A “plentiful supply of excellent tea and fancy bread was then distributed by the ladies” before Mr Dingwall-Fordyce took to the stage.

The retirement of George Ironside, headmaster of Cairnbanno School, in 1938. Image: DC Thomson

He explained the school was to be a madras school because the Madras Fund contributed £50 to the build – on two conditions.

The first was “the big boys were to teach the little boys, and the next was that neither big nor little boys were to be whipped at all”.

Mr Dingwall-Fordyce added: “Education is to the mind what farming is to the soil. When the farmer took in land, the first thing he did was to clear it of stones, weeds, and water – which would choke the growth of any seed.

“The educator in the same manner clears the mind, and then sows the seeds of useful knowledge.”

So when did it shut?

The former Cairnbanno School, which became a community centre, has been sitting empty for a number of years. Image: Aberdeenshire Council

Cairnbanno closed amid in 1970 amid decline in rural education

For over 100 years, Cairnbanno School formed the heart of a rural economy, commanding large rolls in the early 20th Century.

Evening classes were also held to educate farm servants, and the school was home to Cairnbanno WRI.

But by the 1970s, education trends moved towards shutting country schools and bussing pupils elsewhere.

In 1970, Patrick Wolrige-Gordon, MP for East Aberdeenshire, raised concerns about the decline in rural education.

1992: Isobel Chalmers of Cairnbanno WRI gets stuck in to some of her home cooking at the Scottish Women’s Rural Institute’s annual show.
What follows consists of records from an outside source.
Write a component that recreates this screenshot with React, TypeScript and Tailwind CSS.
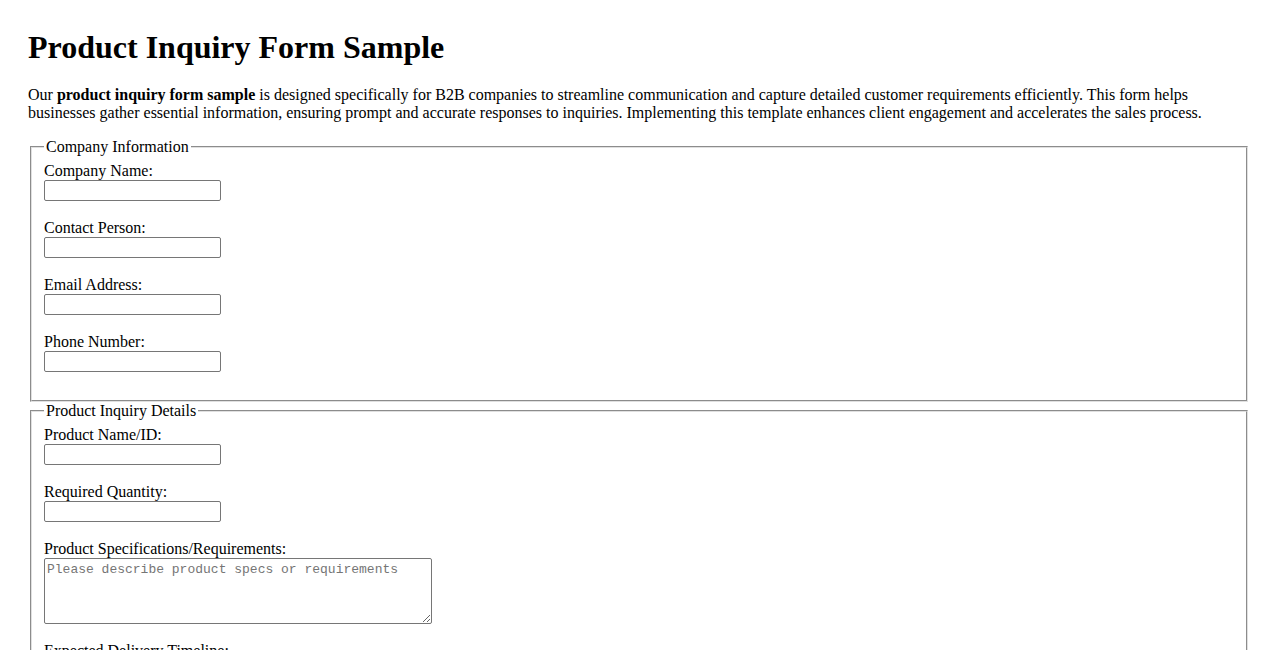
import React from 'react';

const serif = { fontFamily: '"Liberation Serif", "Times New Roman", serif' };

function Field({ label, children }: { label: string; children?: React.ReactNode }) {
  return (
    <div className="mb-[18px]">
      <label className="block leading-[18px] text-[16px]">{label}</label>
      {children ?? (
        <input
          type="text"
          className="block w-[177px] h-[21px] border border-[#767676] rounded-[2px] px-[2px] py-[1px] text-[13px] bg-white"
        />
      )}
    </div>
  );
}

export default function App() {
  return (
    <main className="min-h-screen bg-white text-black px-[28px] pt-[8px] pb-8" style={serif}>
      <h1 className="text-[32px] font-bold leading-[37px] mt-[21px] mb-[20px]">Product Inquiry Form Sample</h1>
      <p className="text-[16px] leading-[18px] mb-[16px]">
        Our <strong>product inquiry form sample</strong> is designed specifically for B2B companies to streamline
        communication and capture detailed customer requirements efficiently. This form helps businesses gather
        essential information, ensuring prompt and accurate responses to inquiries. Implementing this template
        enhances client engagement and accelerates the sales process.
      </p>

      <form>
        {/* Company Information */}
        <fieldset className="mx-[2px] border-2 [border-style:groove] border-[#e0e0e0] px-[12px] pt-[6px] pb-[10px]">
          <legend className="px-[2px] text-[16px] leading-[18px]">Company Information</legend>
          <Field label="Company Name:" />
          <Field label="Contact Person:" />
          <Field label="Email Address:" />
          <Field label="Phone Number:" />
        </fieldset>

        {/* Product Inquiry Details */}
        <fieldset className="mx-[2px] border-2 [border-style:groove] border-[#e0e0e0] px-[12px] pt-[6px] pb-[10px]">
          <legend className="px-[2px] text-[16px] leading-[18px]">Product Inquiry Details</legend>
          <Field label="Product Name/ID:" />
          <Field label="Required Quantity:" />
          <Field label="Product Specifications/Requirements:">
            <textarea
              rows={4}
              placeholder="Please describe product specs or requirements"
              className="block w-[388px] h-[66px] border border-[#767676] rounded-[2px] px-[2px] pt-[3px] pb-[1px] text-[13px] leading-[15px] placeholder:text-[#757575]"
              style={{ fontFamily: '"Liberation Mono", "Courier New", monospace' }}
            />
          </Field>
          <Field label="Expected Delivery Timeline:" />
          <Field label="Additional Comments:" />
        </fieldset>
      </form>
    </main>
  );
}
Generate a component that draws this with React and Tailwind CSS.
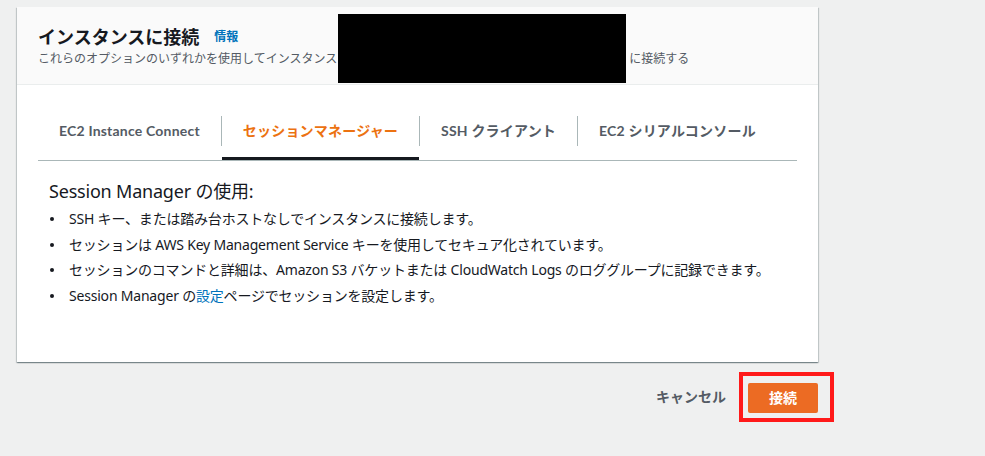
import React from "react";

const font = { fontFamily: '"Noto Sans", "Noto Sans CJK JP", sans-serif' };
const tabFont = { fontFamily: 'Lato, "Noto Sans CJK JP", sans-serif' };

function Tab({ label, active }) {
  return (
    <div className="flex flex-col px-[21px]">
      <div
        style={tabFont}
        className={
          "pt-[21px] pb-[16px] text-[14px] leading-[20px] font-bold whitespace-nowrap tracking-[0.2px] " +
          (active ? "text-[#ec7211]" : "text-[#545b64]")
        }
      >
        {label}
      </div>
      <div className={"h-[3px] -mx-[21px] " + (active ? "bg-[#16191f]" : "bg-transparent")} />
    </div>
  );
}

function Divider() {
  return <div className="w-px h-[30px] mt-[16px] bg-[#aab7b8]" />;
}

function Bullet({ children }) {
  return (
    <li className="flex items-center text-[14px] leading-[25.7px] text-[#16191f]">
      <span className="ml-[1px] mr-[15px] w-[4px] h-[4px] rounded-full bg-[#16191f]" />
      <span className="tracking-[-0.2px]">{children}</span>
    </li>
  );
}

export default function App() {
  return (
    <div className="w-[985px] h-[456px] bg-[#eff0f0] overflow-hidden pt-[7px] pl-[17px]" style={font}>
      <div className="relative w-[801px] bg-white shadow-[0_1px_1px_0_rgba(0,28,36,0.3),1px_1px_1px_0_rgba(0,28,36,0.15),-1px_1px_1px_0_rgba(0,28,36,0.15)]">
        {/* header */}
        <div className="bg-[#fafafa] border-b border-[#eaeded] pl-[21px] pt-[18px] pb-[17px]">
          <div className="flex items-center">
            <span className="text-[18px] leading-[24px] font-bold text-[#16191f]">インスタンスに接続</span>
            <span className="ml-[15px] text-[12px] leading-[24px] font-bold text-[#0073bb]">情報</span>
          </div>
          <div className="mt-[2px] text-[12px] leading-[16px] text-[#545b64] whitespace-nowrap">
            これらのオプションのいずれかを使用してインスタンス
            <span className="inline-block w-[292px]" />
            に接続する
          </div>
        </div>
        <div className="absolute left-[321px] top-[7px] w-[288px] h-[69px] bg-black" />

        {/* tabs */}
        <div className="px-[21px] pt-[15px]">
          <div className="flex border-b border-[#aab7b8]">
            <Tab label="EC2 Instance Connect" />
            <Divider />
            <Tab label="セッションマネージャー" active />
            <Divider />
            <Tab label="SSH クライアント" />
            <Divider />
            <Tab label="EC2 シリアルコンソール" />
          </div>

          {/* content */}
          <div className="pl-[11px] pt-[18px] pb-[53px]">
            <div className="text-[18px] leading-[24px] text-[#16191f] tracking-[-0.2px]">Session Manager の使用:</div>
            <ul className="mt-[3px]">
              <Bullet>SSH キー、または踏み台ホストなしでインスタンスに接続します。</Bullet>
              <Bullet>セッションは AWS Key Management Service キーを使用してセキュア化されています。</Bullet>
              <Bullet>セッションのコマンドと詳細は、Amazon S3 バケットまたは CloudWatch Logs のロググループに記録できます。</Bullet>
              <Bullet>
                Session Manager の<span className="text-[#0073bb]">設定</span>ページでセッションを設定します。
              </Bullet>
            </ul>
          </div>
        </div>
      </div>

      {/* footer */}
      <div className="w-[817px] mt-[10px] flex justify-end items-center">
        <span className="text-[14px] leading-[20px] font-bold text-[#545b64]">キャンセル</span>
        <div className="ml-[13px] border-4 border-[#ff1a1a] pl-[5px] pr-[12px] pt-[7px] pb-[5px]">
          <div className="w-[70px] h-[30px] rounded-[2px] bg-[#ec6b23] flex items-center justify-center text-[14px] font-bold text-white">
            接続
          </div>
        </div>
      </div>
    </div>
  );
}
Image: DC Thomson

He told Parliament: “In my part of the world we have tended to be too quick to close down the smaller country schools in the interests of centralisation into large schools.

“I do not believe that this is necessarily in their interests of either the children or the community.”

But like many other schools, Cairnbanno School closed in 1970 after the roll dropped to 18 pupils.

The final teacher Mrs Grubb retired at the end of that session, and the school became a community hall for another 30 years.